The two, reunited, protected each other. They escaped Nazi pitchforks searching for Jews and fought off their ever-present starvation. Eventually, their Polish caretaker delivered long-awaited news: they had been liberated by the Russians.

Soon, Celia’s mother got a letter with familiar handwriting but a foreign name. She discovered that it was from a Russian soldier who had escaped the army and was living under a new identity. The man, arms wide, expected Celia to run to him. But the child couldn’t remember her long-lost father.

Saddened, the man pulled a picture from his pocket. “It’s a copy of myself,” recounted Kener, “dressed for that ballet recital. He had the picture with him in his pocket all these years that we were apart.”

After the War

Reunited with her parents, the family decided to start over in America. When Celia reached the shores of her new home, her remaining relatives retaught her about society. They told her how armed men were there to protect her, not hurt her.

She could say and do what she wished.

A welcoming City' | amNewYork
Kener in 2004 — Image via The Village, AM NY

“If this is true, all that you say,” Celia asked. “Can this be my birthday?”
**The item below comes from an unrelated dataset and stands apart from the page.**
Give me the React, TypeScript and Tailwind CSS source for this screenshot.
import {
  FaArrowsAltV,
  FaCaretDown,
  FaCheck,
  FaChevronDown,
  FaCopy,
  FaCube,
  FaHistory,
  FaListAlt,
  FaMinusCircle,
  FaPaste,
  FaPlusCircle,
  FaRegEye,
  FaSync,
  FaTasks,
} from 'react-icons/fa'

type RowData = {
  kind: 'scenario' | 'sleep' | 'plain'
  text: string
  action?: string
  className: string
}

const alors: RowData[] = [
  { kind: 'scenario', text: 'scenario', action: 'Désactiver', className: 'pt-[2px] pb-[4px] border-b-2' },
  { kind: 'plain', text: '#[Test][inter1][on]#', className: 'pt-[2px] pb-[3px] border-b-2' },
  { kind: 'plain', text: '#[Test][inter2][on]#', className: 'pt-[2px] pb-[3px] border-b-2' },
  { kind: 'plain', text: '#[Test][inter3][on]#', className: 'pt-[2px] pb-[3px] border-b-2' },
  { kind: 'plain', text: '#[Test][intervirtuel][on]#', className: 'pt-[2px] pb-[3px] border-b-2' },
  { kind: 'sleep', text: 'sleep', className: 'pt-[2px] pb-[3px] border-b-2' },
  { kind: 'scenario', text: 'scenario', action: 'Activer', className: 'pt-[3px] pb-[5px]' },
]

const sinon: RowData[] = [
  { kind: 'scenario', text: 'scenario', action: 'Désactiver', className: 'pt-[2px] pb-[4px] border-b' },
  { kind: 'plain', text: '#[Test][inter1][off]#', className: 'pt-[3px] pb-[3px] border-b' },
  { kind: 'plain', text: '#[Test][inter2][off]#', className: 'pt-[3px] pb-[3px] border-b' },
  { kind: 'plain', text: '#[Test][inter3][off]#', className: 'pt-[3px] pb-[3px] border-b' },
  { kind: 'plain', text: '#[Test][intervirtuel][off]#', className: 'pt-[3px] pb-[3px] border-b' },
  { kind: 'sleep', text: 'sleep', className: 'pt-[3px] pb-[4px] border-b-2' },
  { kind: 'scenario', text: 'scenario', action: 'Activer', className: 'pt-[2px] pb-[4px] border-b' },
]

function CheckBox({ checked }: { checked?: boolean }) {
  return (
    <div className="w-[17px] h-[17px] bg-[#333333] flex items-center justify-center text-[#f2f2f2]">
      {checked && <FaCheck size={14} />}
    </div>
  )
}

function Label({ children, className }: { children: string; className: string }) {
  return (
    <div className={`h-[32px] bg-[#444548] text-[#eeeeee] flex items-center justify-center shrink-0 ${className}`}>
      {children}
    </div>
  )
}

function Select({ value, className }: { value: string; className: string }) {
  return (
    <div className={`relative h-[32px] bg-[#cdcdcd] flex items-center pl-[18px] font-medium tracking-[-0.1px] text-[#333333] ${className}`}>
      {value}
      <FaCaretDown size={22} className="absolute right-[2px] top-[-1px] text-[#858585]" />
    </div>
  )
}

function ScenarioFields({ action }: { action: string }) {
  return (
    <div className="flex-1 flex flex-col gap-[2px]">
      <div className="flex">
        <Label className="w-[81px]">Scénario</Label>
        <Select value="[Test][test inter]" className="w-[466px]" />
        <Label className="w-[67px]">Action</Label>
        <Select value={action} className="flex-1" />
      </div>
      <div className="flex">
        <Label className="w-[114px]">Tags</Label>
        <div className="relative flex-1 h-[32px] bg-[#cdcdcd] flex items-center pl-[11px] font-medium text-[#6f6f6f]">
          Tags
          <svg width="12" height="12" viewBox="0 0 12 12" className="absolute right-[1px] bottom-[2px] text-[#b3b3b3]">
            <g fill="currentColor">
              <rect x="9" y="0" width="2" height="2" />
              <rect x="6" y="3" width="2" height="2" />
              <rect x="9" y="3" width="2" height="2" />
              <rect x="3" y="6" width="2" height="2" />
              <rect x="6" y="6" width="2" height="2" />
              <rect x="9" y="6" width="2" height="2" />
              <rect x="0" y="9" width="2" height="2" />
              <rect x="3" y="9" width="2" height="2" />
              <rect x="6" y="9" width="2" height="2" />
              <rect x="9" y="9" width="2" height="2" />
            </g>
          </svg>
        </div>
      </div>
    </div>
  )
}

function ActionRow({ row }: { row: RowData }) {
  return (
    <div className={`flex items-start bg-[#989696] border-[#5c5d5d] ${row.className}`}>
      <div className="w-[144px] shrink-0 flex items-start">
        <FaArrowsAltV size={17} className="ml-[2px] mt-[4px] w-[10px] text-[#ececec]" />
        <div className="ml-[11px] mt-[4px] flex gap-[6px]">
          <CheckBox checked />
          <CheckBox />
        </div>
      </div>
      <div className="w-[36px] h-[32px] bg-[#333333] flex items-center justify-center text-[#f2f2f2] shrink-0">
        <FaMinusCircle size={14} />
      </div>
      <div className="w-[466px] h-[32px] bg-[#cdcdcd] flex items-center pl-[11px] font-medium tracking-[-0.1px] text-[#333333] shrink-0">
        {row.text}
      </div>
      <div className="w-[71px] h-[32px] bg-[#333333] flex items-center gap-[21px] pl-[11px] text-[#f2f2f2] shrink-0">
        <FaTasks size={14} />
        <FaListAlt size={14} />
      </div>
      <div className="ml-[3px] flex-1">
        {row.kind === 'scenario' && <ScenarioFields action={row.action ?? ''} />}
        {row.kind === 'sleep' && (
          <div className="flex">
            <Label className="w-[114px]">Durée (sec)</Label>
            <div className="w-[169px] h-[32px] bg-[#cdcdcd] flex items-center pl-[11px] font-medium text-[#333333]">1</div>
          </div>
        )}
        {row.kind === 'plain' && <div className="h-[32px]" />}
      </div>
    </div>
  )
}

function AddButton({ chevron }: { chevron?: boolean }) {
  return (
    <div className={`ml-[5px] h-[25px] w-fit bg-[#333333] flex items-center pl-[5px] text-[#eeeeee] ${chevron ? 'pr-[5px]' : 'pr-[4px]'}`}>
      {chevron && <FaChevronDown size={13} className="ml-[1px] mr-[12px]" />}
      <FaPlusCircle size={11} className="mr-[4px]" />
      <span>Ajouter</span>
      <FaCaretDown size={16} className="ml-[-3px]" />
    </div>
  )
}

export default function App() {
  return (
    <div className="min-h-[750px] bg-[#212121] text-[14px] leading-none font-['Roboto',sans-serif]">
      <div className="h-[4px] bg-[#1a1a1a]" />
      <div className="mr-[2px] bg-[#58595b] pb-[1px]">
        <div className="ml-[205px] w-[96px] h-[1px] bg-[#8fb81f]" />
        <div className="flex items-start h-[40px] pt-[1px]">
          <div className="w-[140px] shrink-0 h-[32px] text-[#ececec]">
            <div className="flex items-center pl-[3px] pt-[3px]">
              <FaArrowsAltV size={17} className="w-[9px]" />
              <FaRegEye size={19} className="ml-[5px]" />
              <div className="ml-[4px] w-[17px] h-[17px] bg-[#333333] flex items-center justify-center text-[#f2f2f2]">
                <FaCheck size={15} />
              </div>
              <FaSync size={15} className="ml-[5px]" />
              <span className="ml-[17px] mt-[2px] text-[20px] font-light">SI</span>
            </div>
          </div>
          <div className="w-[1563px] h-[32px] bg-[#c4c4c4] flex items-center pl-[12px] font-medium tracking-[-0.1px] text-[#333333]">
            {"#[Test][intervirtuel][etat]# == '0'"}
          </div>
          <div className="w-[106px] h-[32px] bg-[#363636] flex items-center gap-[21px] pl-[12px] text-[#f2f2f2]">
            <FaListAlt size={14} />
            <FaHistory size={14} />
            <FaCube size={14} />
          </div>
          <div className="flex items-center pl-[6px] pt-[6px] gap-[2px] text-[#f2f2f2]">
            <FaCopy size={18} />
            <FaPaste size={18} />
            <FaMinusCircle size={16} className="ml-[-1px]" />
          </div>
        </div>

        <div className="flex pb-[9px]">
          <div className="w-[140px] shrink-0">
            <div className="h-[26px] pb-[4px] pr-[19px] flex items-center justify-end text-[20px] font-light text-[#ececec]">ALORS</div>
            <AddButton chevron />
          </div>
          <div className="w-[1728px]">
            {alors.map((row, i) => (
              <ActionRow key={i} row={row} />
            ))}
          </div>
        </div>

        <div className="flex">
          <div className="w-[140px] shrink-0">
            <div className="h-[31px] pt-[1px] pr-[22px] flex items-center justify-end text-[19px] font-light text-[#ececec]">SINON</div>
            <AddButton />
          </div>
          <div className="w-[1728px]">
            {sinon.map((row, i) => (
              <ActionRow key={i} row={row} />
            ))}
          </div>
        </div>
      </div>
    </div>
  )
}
As part of her rebirth as an American, Celia spent the rest of her life happy and free. She originally “put away” the trauma of the Holocaust and focused on her new beginnings with her family. Celia has three children. She now commemorates her new birthday with toasts to the woman who saved Celia’s family and future at the risk of her own. Celia celebrates with her great-grandchildren who call her “GiGi”.

At her daughter’s urging, Celia realized it was time to speak out. “I am very fearful with what is going on now,” she said. “The war in Ukraine has totally reopened a wound that I thought was completely healed.”

To the ever-growing population that denies her experience, she says, “Do you think that I could make up this story?”

Celia knows it is the youth who must keep the history alive to prevent the Holocaust from repeating itself. “I’m hoping that by sharing my story, I am showing you that regardless of what else, you will need to do your part to make this a better world.”